The top court was hearing an application filed by Kerala government, which was seeking a direction to Tamil Nadu not to release a huge quantity of water in the wee hours from the dam saying it causes heavy damage to the people living downstream of the dam.
The bench observed that the supervisory committee is the best judge to take a call on this aspect and it would take into account the request for release of water and also on whether there is a need for that. It said if the parties would make a request in this regard, the committee may consider it expeditiously in right earnest, depending upon the urgency involved.
“This other side in-fighting should stop now. Before the court, both of you should behave like any normal litigant, not take this extreme position,” the bench orally observed.

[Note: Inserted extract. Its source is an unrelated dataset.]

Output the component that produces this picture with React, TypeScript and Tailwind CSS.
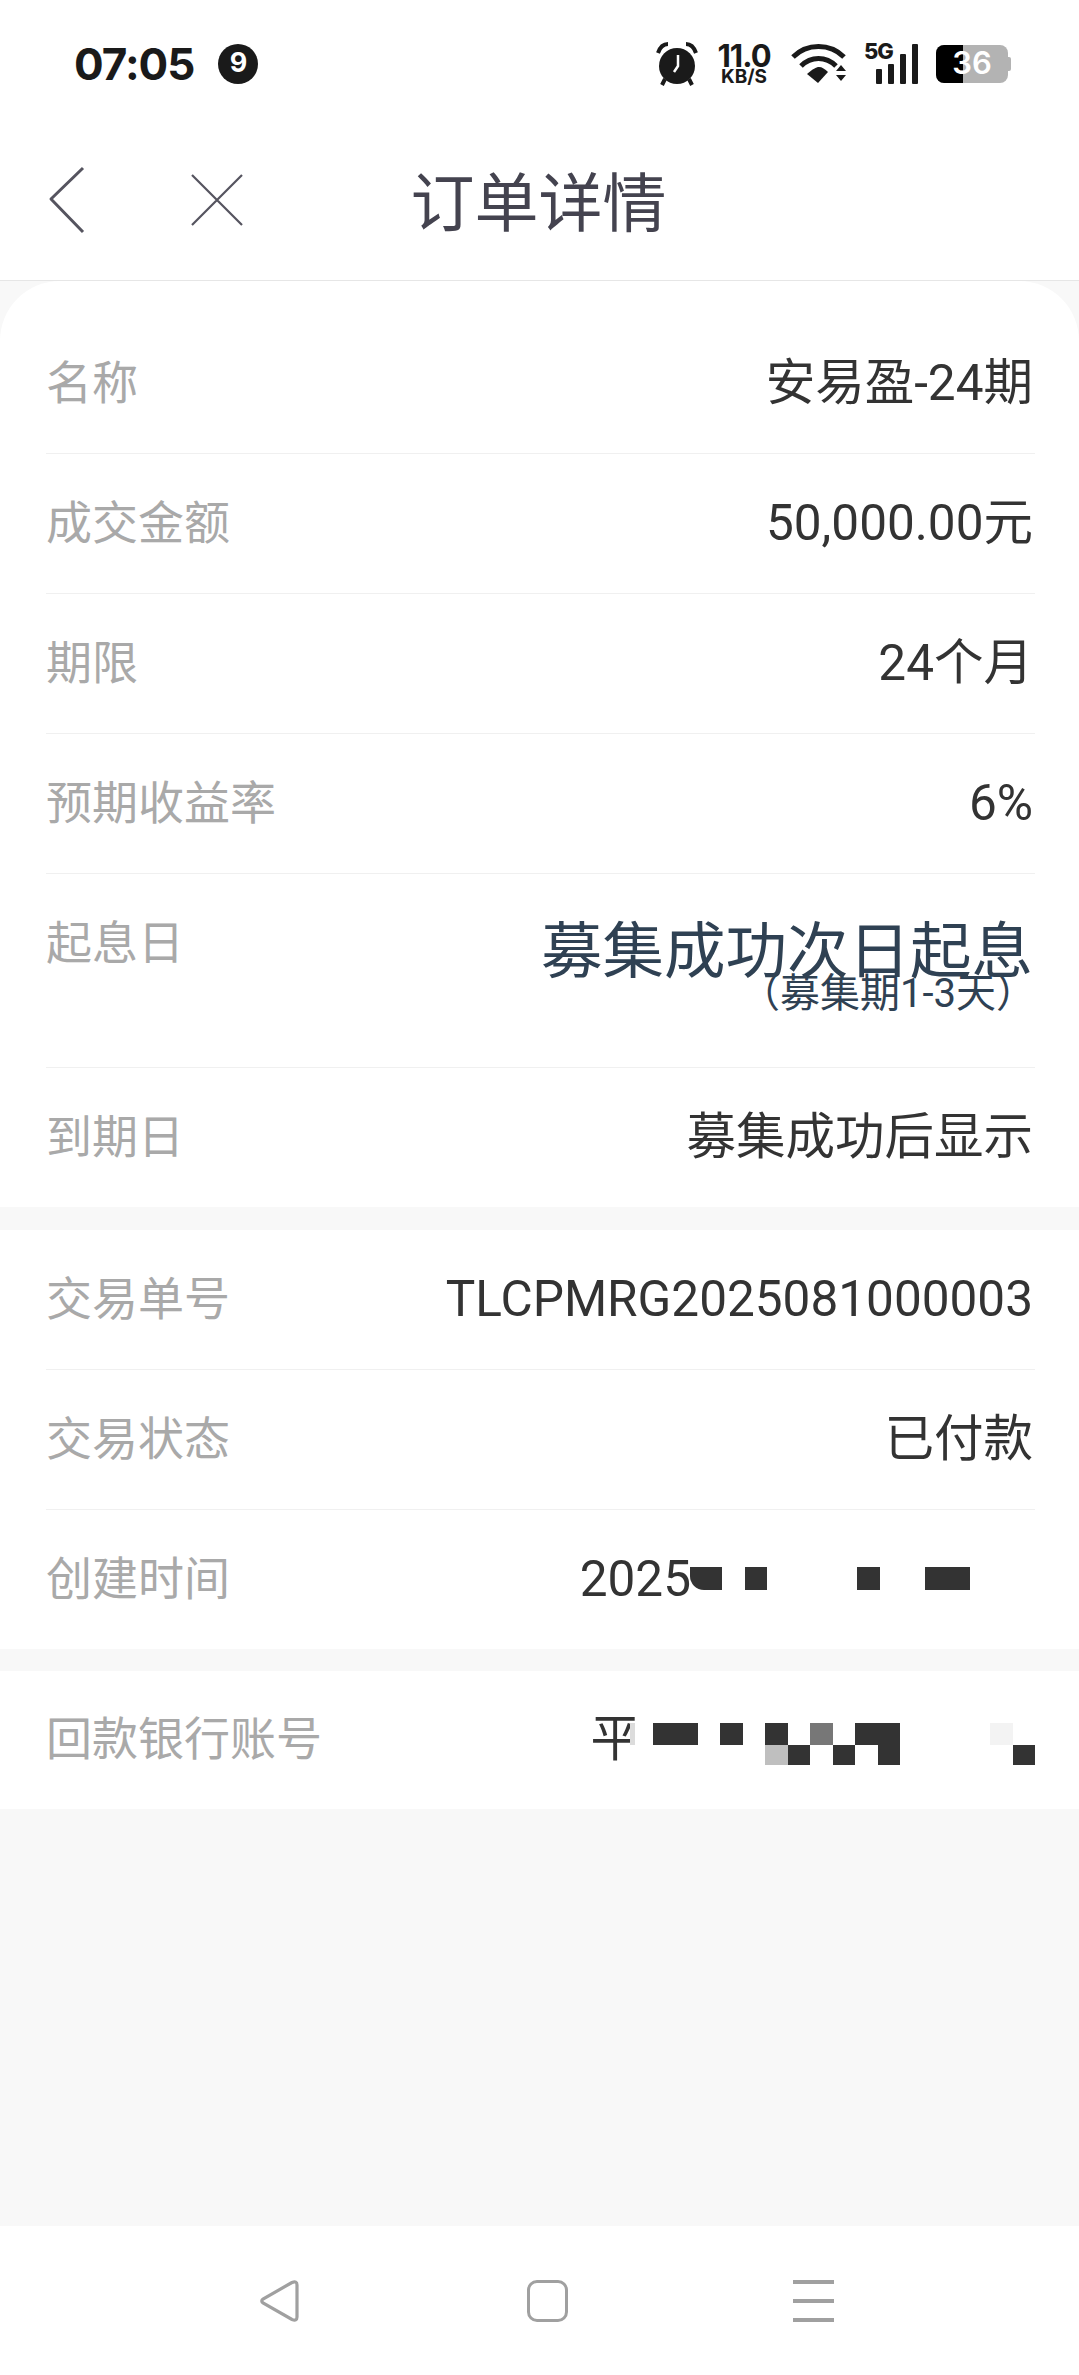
const rowBorder = 'border-b border-[#f0f0f0]'

function Row({ label, value, last }: { label: string; value: React.ReactNode; last?: boolean }) {
  return (
    <div className={`flex items-center justify-between pb-[2px] ${last ? 'h-[139px]' : `h-[140px] ${rowBorder}`}`}>
      <span className="text-[46px] leading-[52px] text-[#a9a9a9]">{label}</span>
      <div className="mr-[2px] flex items-center text-[49.5px] leading-[52px] text-[#333333]">{value}</div>
    </div>
  )
}

function StatusBar() {
  return (
    <div className="flex h-[125px] items-center justify-between pt-[2px] pr-[68px] pl-[74px]">
      <div className="flex items-center">
        <span className="font-['Inter',sans-serif] text-[44px] font-bold tracking-[-1px] text-[#1a1a1a]">07:05</span>
        <span className="ml-[24px] flex h-[40px] w-[40px] items-center justify-center rounded-full bg-[#1a1a1a] font-['Inter',sans-serif] text-[27px] font-bold text-white">
          9
        </span>
      </div>
      <div className="flex items-center">
        <svg width="42" height="44" viewBox="0 0 42 44" className="ml-[2px] text-[#1a1a1a]">
          <circle cx="21" cy="24" r="18" fill="currentColor" />
          <path d="M22 13v11l-4 6" fill="none" stroke="white" strokeWidth="2.5" />
          <path d="M2 11C4 5 8 2 12 2M40 11C38 5 34 2 30 2" fill="none" stroke="currentColor" strokeWidth="4" />
          <path d="M9 37l-3 6M33 37l3 6" stroke="currentColor" strokeWidth="4" />
        </svg>
        <div className="ml-[19px] flex w-[54px] flex-col items-center font-['Inter',sans-serif] font-bold text-[#1a1a1a]">
          <span className="text-[31px] leading-[26px] tracking-[-1px]">11.0</span>
          <span className="text-[19px] leading-[16px]">KB/S</span>
        </div>
        <svg width="56" height="40" viewBox="0 0 56 40" className="ml-[20px] text-[#1a1a1a]">
          <path d="M2 13C16 -1 39 -1 53 13" fill="none" stroke="currentColor" strokeWidth="5" />
          <path d="M10 22C20 12 35 12 45 22" fill="none" stroke="currentColor" strokeWidth="5" />
          <path d="M16 30C22 25 25 23 28 23C31 23 34 25 37 28L27 39Z" fill="currentColor" />
          <path d="M45 27l5-6 5 6zM45 31h10l-5 6z" fill="currentColor" />
        </svg>
        <div className="relative ml-[17px] flex h-[41px] w-[54px] items-end justify-end gap-[6px]">
          <span className="absolute top-[-3px] left-0 font-['Inter',sans-serif] text-[22px] leading-[22px] font-extrabold tracking-[-1px] text-[#1a1a1a]">5G</span>
          <span className="h-[15px] w-[6px] rounded-[1px] bg-[#1a1a1a]" />
          <span className="h-[20px] w-[6px] rounded-[1px] bg-[#1a1a1a]" />
          <span className="h-[30px] w-[6px] rounded-[1px] bg-[#1a1a1a]" />
          <span className="h-[40px] w-[6px] rounded-[1px] bg-[#1a1a1a]" />
        </div>
        <div className="ml-[18px] flex items-center">
          <div className="relative flex h-[38px] w-[72px] items-center justify-center overflow-hidden rounded-[8px] bg-[#b3b3b3]">
            <span className="absolute top-0 bottom-0 left-0 w-[27px] bg-black" />
            <span className="relative font-['Inter',sans-serif] text-[31px] font-semibold text-white">36</span>
          </div>
          <span className="h-[14px] w-[3px] rounded-r-[2px] bg-[#b3b3b3]" />
        </div>
      </div>
    </div>
  )
}

function Header() {
  return (
    <div className="relative flex h-[156px] items-center justify-center border-b border-[#e6e6e6]">
      <svg width="44" height="68" viewBox="0 0 44 68" className="absolute top-[41px] left-[46px] text-[#55545f]" fill="none" stroke="currentColor" strokeWidth="3" strokeLinejoin="round">
        <path d="M37 2L5 33l32 33" />
      </svg>
      <svg width="54" height="54" viewBox="0 0 54 54" className="absolute top-[48px] left-[190px] text-[#55545f]" fill="none" stroke="currentColor" strokeWidth="2.2">
        <path d="M2 2l50 50M52 2L2 52" />
      </svg>
      <span className="mt-[4px] ml-[-2px] text-[64px] text-[#44434f]">订单详情</span>
    </div>
  )
}

// redacted pixels over the date
function DateMosaic() {
  return (
    <div className="ml-[-1px] flex h-[23px] items-center">
      <span className="h-[23px] w-[32px] rounded-bl-[14px] bg-[#333333]" />
      <span className="ml-[23px] h-[23px] w-[22px] bg-[#333333]" />
      <span className="ml-[90px] h-[23px] w-[23px] bg-[#333333]" />
      <span className="ml-[45px] h-[23px] w-[45px] bg-[#333333]" />
      <span className="w-[63px]" />
    </div>
  )
}

const bankTop = [
  'w-[5px] bg-[#dcdcdc]',
  'w-[18px] bg-white',
  'w-[45px] bg-[#333333]',
  'w-[22px] bg-transparent',
  'w-[23px] bg-[#333333]',
  'w-[22px] bg-transparent',
  'w-[23px] bg-[#333333]',
  'w-[22px] bg-transparent',
  'w-[23px] bg-[#777777]',
  'w-[22px] bg-transparent',
  'w-[45px] bg-[#333333]',
  'w-[90px] bg-transparent',
  'w-[23px] bg-[#f3f3f3]',
]
const bankBottom = [
  'w-[23px] bg-white',
  'w-[112px] bg-transparent',
  'w-[23px] bg-[#bfbfbf]',
  'w-[22px] bg-[#333333]',
  'w-[23px] bg-transparent',
  'w-[22px] bg-[#333333]',
  'w-[23px] bg-transparent',
  'w-[22px] bg-[#333333]',
  'w-[113px] bg-transparent',
  'w-[22px] bg-[#333333]',
]

function BankMosaic() {
  return (
    <div className="ml-[-10px] flex translate-y-[5px] flex-col">
      <div className="flex h-[22px]">
        {bankTop.map((cls, i) => (
          <span key={i} className={cls} />
        ))}
      </div>
      <div className="flex h-[20px]">
        {bankBottom.map((cls, i) => (
          <span key={i} className={cls} />
        ))}
      </div>
    </div>
  )
}

function NavBar() {
  return (
    <div className="flex h-[149px] items-center bg-white pl-[259px]">
      <svg width="41" height="44" viewBox="0 0 41 44" fill="none" stroke="#a0a0a0" strokeWidth="3.2">
        <path d="M33 3.5L4 20Q1.500 22 4 24L33 40.500Q38 42.500 38 38V6Q38 1.500 33 3.500Z" />
      </svg>
      <span className="ml-[227px] h-[42px] w-[41px] rounded-[10px] border-[3px] border-[#a0a0a0]" />
      <div className="ml-[225px] flex h-[42px] w-[41px] flex-col justify-between">
        <span className="h-[4px] bg-[#a0a0a0]" />
        <span className="h-[4px] bg-[#a0a0a0]" />
        <span className="h-[4px] bg-[#a0a0a0]" />
      </div>
    </div>
  )
}

export default function App() {
  return (
    <div className="flex h-[2375px] flex-col overflow-hidden bg-white font-['Roboto','Noto_Sans_CJK_SC',sans-serif]">
      <StatusBar />
      <Header />
      <div className="flex flex-1 flex-col bg-[#f8f8f8]">
        <div className="rounded-t-[60px] bg-white pt-[33px] pr-[44px] pl-[46px]">
          <Row label="名称" value="安易盈-24期" />
          <Row label="成交金额" value="50,000.00元" />
          <Row label="期限" value="24个月" />
          <Row label="预期收益率" value="6%" />
          <div className={`flex h-[194px] justify-between pt-[43px] ${rowBorder}`}>
            <span className="text-[46px] leading-[52px] text-[#a9a9a9]">起息日</span>
            <div className="mr-[2px] flex flex-col items-end text-[#2f4153]">
              <span className="text-[61.5px] leading-[70px]">募集成功次日起息</span>
              <span className="mt-[-15px] mr-[-3px] text-[40px] leading-[44px]">（募集期1-3天）</span>
            </div>
          </div>
          <Row label="到期日" value="募集成功后显示" last />
        </div>
        <div className="mt-[23px] bg-white pr-[44px] pl-[46px]">
          <Row label="交易单号" value="TLCPMRG2025081000003" />
          <Row label="交易状态" value="已付款" />
          <Row label="创建时间" value={<>2025<DateMosaic /></>} last />
        </div>
        <div className="mt-[22px] bg-white pr-[44px] pl-[46px]">
          <div className="flex h-[138px] items-center justify-between pb-[2px]">
            <span className="text-[46px] leading-[52px] text-[#a9a9a9]">回款银行账号</span>
            <div className="flex items-center text-[49.5px] leading-[52px] text-[#333333]">
              平
              <BankMosaic />
            </div>
          </div>
        </div>
      </div>
      <NavBar />
    </div>
  )
}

“You may have political compulsion outside, but not in courtroom at least. You are making statements against each other, all political observations are being made. We are not concerned with that. Please understand what we are saying,” the apex court said.
It said when there is a committee to look into all these aspects, the apex court would say that even the aspect of release of water can be gone into by the committee. The bench observed that matters related to day-to-day management of the dam should not come before the top court and the parties should consensually resolve the issues before the committee.
At the outset, the counsel appearing for Kerala said the state has moved an application in the matter. Senior advocate Shekhar Naphade, appearing for Tamil Nadu, said these applications will keep on coming and the apex court should take up the main matter.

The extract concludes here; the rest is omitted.